- **PROVIDED MATERIAL**:

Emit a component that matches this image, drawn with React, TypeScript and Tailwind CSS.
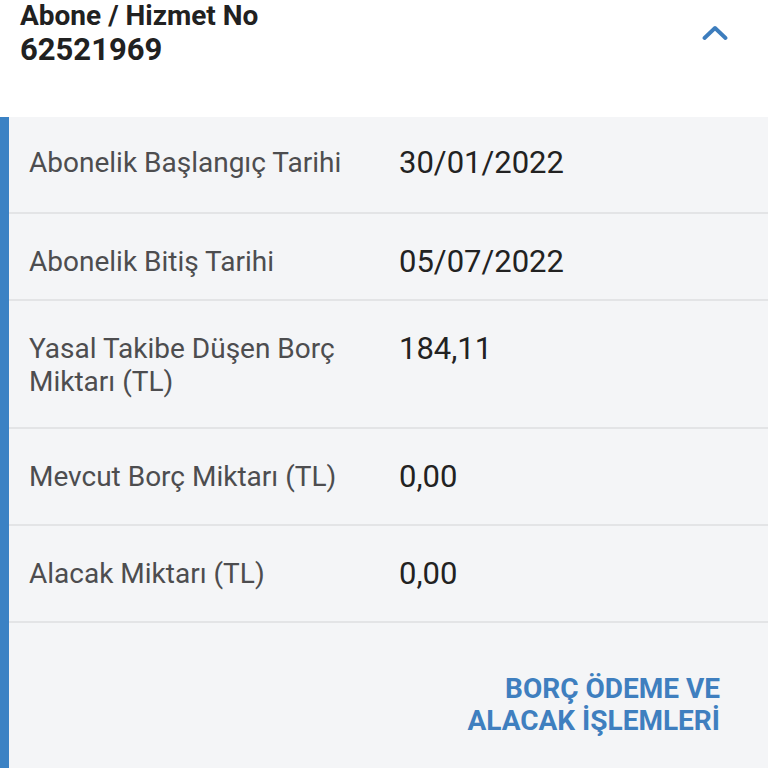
import React, { useState } from 'react';

type Row = { label: string; value: string; pad: string };

const rows: Row[] = [
  { label: 'Abonelik Başlangıç Tarihi', value: '30/01/2022', pad: 'pt-[29px] pb-[33px]' },
  { label: 'Abonelik Bitiş Tarihi', value: '05/07/2022', pad: 'pt-[31px] pb-[21px]' },
  { label: 'Yasal Takibe Düşen Borç Miktarı (TL)', value: '184,11', pad: 'pt-[31px] pb-[29px]' },
  { label: 'Mevcut Borç Miktarı (TL)', value: '0,00', pad: 'pt-[31px] pb-[31px]' },
  { label: 'Alacak Miktarı (TL)', value: '0,00', pad: 'pt-[31px] pb-[31px]' },
];

const App: React.FC = () => {
  const [open, setOpen] = useState(true);

  return (
    <div className="min-h-screen bg-white font-['Roboto',sans-serif]">
      {/* başlık */}
      <button
        onClick={() => setOpen(!open)}
        className="w-full h-[117px] flex items-start justify-between pl-5 pr-10 text-left"
      >
        <div className="-mt-[1px]">
          <div className="text-[28px] leading-[33px] font-bold text-[#212121]">
            Abone / Hizmet No
          </div>
          <div className="text-[31px] leading-[36px] font-bold text-[#212121]">
            62521969
          </div>
        </div>
        <svg
          width="26"
          height="16"
          viewBox="0 0 26 16"
          className={`mt-[25px] ${open ? '' : 'rotate-180'}`}
        >
          <path
            d="M2.5 13 L13 3 L23.5 13"
            fill="none"
            stroke="#3d7dbd"
            strokeWidth="3.8"
            strokeLinecap="round"
            strokeLinejoin="round"
          />
        </svg>
      </button>

      {open && (
        <div className="flex bg-[#f4f5f7]">
          <div className="w-[9px] bg-[#3b82c4] shrink-0" />
          <div className="flex-1">
            {rows.map((row) => (
              <div
                key={row.label}
                className={`grid grid-cols-[370px_1fr] pl-5 border-b-2 border-[#e3e4e6] ${row.pad}`}
              >
                <div className="text-[28px] leading-[33px] text-[#4d4d4f] pr-6">
                  {row.label}
                </div>
                <div className="text-[31px] leading-[33px] text-[#222222]">
                  {row.value}
                </div>
              </div>
            ))}
            <div className="flex justify-end pr-[48px] pt-[50px] pb-[40px]">
              <button className="text-right text-[28px] leading-[32px] font-bold text-[#3f7fbf]">
                BORÇ ÖDEME VE
                <br />
                ALACAK İŞLEMLERİ
              </button>
            </div>
          </div>
        </div>
      )}
    </div>
  );
};

export default App;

- **TASK STATEMENT**:
Pull out each line of the listing that holds the string "React".

- **THE REPLY**:
Emit a component that matches this image, drawn with React, TypeScript and Tailwind CSS.
import React, { useState } from 'react';
const App: React.FC = () => {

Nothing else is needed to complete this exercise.